Citrix Systems Inc.'s NetScaler SDX virtualized services platform will now support Palo Alto Networks Inc.'s virtual next-generation firewall software.
The partnership between Citrix and Palo Alto will allow customers to run Palo Alto's VM Series firewall software on the same box as Citrix's application delivery and load-balancing technologies. Citrix and Palo Alto have validated the firewall for Citrix's NetScaler SDX appliance.
"Instead of having hardware firewalls and hardware application delivery controller appliances, you can consolidate them in a NetScaler SDX and spin up instances of ADCs and [Palo Alto's] VM series specifically for the needs of application owners on the network or for specific tenants in a service provider environment," said Graham Melville, director of product marketing at Citrix.
The NetScaler SDX is a virtualized services platform designed to run multiple instances of Citrix's NetScaler ADC software.

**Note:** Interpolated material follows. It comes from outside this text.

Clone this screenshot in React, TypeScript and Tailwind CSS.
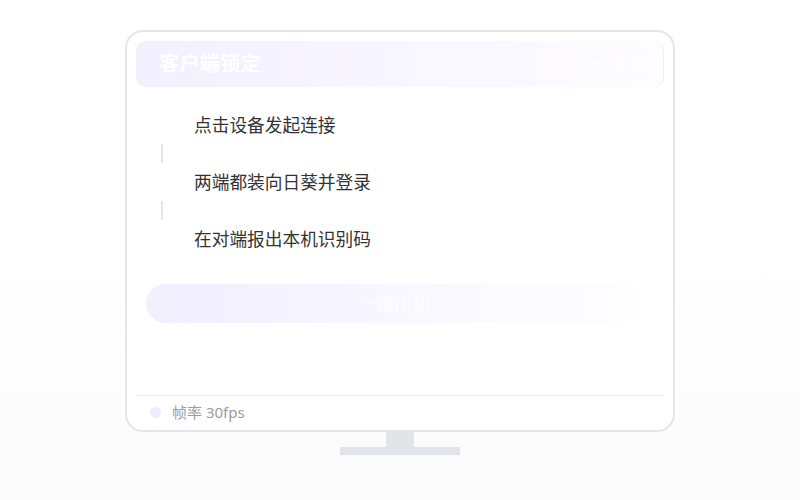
export default function App() {
  const steps = ['点击设备发起连接', '两端都装向日葵并登录', '在对端报出本机识别码'];

  return (
    <div
      className="w-[800px] h-[500px] flex flex-col items-center bg-gradient-to-b from-white from-50% to-[#fbfbfc] pt-[30px]"
      style={{ fontFamily: '"Noto Sans", "Noto Sans CJK SC", sans-serif' }}
    >
      <div className="w-[550px] h-[402px] rounded-[18px] border-2 border-[#e4e6ea] bg-white flex flex-col px-[9px] pt-[9px]">
        <div className="h-[46px] rounded-[10px] bg-gradient-to-r from-[#f3f0ff] to-[#fdfcff] flex items-center pl-[23px] pr-[10px] border-r border-[#eceef2]">
          <span className="text-[20px] font-bold text-white tracking-[0.4px]">客户端锁定</span>
          <div className="ml-auto flex gap-[7px] mr-[10px]">
            <span className="w-[12px] h-[12px] rounded-full bg-white/60" />
            <span className="w-[12px] h-[12px] rounded-full bg-white/60" />
            <span className="w-[12px] h-[12px] rounded-full bg-white/60" />
          </div>
        </div>

        <div className="flex flex-col pl-[25px] mt-[23px]">
          {steps.map((s, i) => (
            <div key={s} className="flex flex-col">
              <div className="h-[30px] flex items-center pl-[33px] text-[17.7px] text-[#333333]">{s}</div>
              {i < steps.length - 1 && (
                <div className="h-[27px] flex items-center">
                  <div className="w-[2px] h-[19px] bg-[#e3e5ea]" />
                </div>
              )}
            </div>
          ))}
        </div>

        <div className="mt-[30px] ml-[10px] w-[496px] h-[39px] rounded-full bg-gradient-to-r from-[#f2efff] to-[#fefeff] flex items-center justify-center">
          <span
            className="text-[18px] text-white"
            style={{ fontFamily: '"Noto Serif CJK SC", "Liberation Serif", serif' }}
          >
            一键添加
          </span>
        </div>

        <div className="flex-1" />

        <div className="border-t border-[#eceef1] h-[34px] flex items-center pl-[14px] mb-[1px]">
          <span className="w-[11px] h-[11px] rounded-full bg-[#efebfd]" />
          <span className="ml-[11px] text-[15px] text-[#9a9ca3]">帧率 30fps</span>
        </div>
      </div>

      <div className="w-[28px] h-[15px] bg-[#e1e4e8]" />
      <div className="w-[120px] h-[8px] bg-[#e1e4e8]" />
    </div>
  );
}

The box enables a high-performance, multi-tenant hardware for Layer 4-7 services software. The appliance has a control plane that unifies provisioning, configuration and management of the multiple instances of the ADC services. Now, Citrix is extending that box and its unified control plane to Palo Alto's firewall. Engineers can download Palo Alto's software directly from the company's site and install it on the NetScaler SDX.
The Citrix-Palo Alto combination will allow data center infrastructure engineers to reduce the hardware footprint in their networks and simplify operations, said Rohit Mehra, vice president of network infrastructure research at Framingham, Mass.-based IDC. Engineers will be able to apply common configurations and settings to their firewall and application delivery services on the SDX platform, he said. The consolidated services will also enable so-called service chaining, which lets traffic be routed through firewall and ADC services within a single box.
"Running security applications [on an application delivery appliance] is a good, natural fit as you move toward more virtualized and software-defined environments," Mehra said. "If you are looking at a higher amount of virtualization in your data center, this gives you a common hardware architecture."
Data center engineers already had the option of running Palo Alto's VM Series on commodity x86 servers. For that matter, they have that option with Citrix's NetScaler software, too. SDX gives engineers the benefits of the incremental integrations of the appliance's advanced control plane, Mehra said. It's also a validated joint solution, which should simplify support of network and security services running on an SDX.
Citrix's partnership with Palo Alto is not expected to change its larger alliance with Cisco. Citrix and Cisco aligned closely in late 2012 after Cisco exited the application delivery controller market. Cisco and Palo Alto are major rivals in the firewall market, even though Palo Alto recently joined the partnership ecosystem for Cisco's data center SDN product, Application Centric Infrastructure.
Mehra said none of these partnerships are exclusive. He suspects that Citrix and Cisco could easily strike up a similar integration of network security on NetScaler SDX if enough customers ask for it.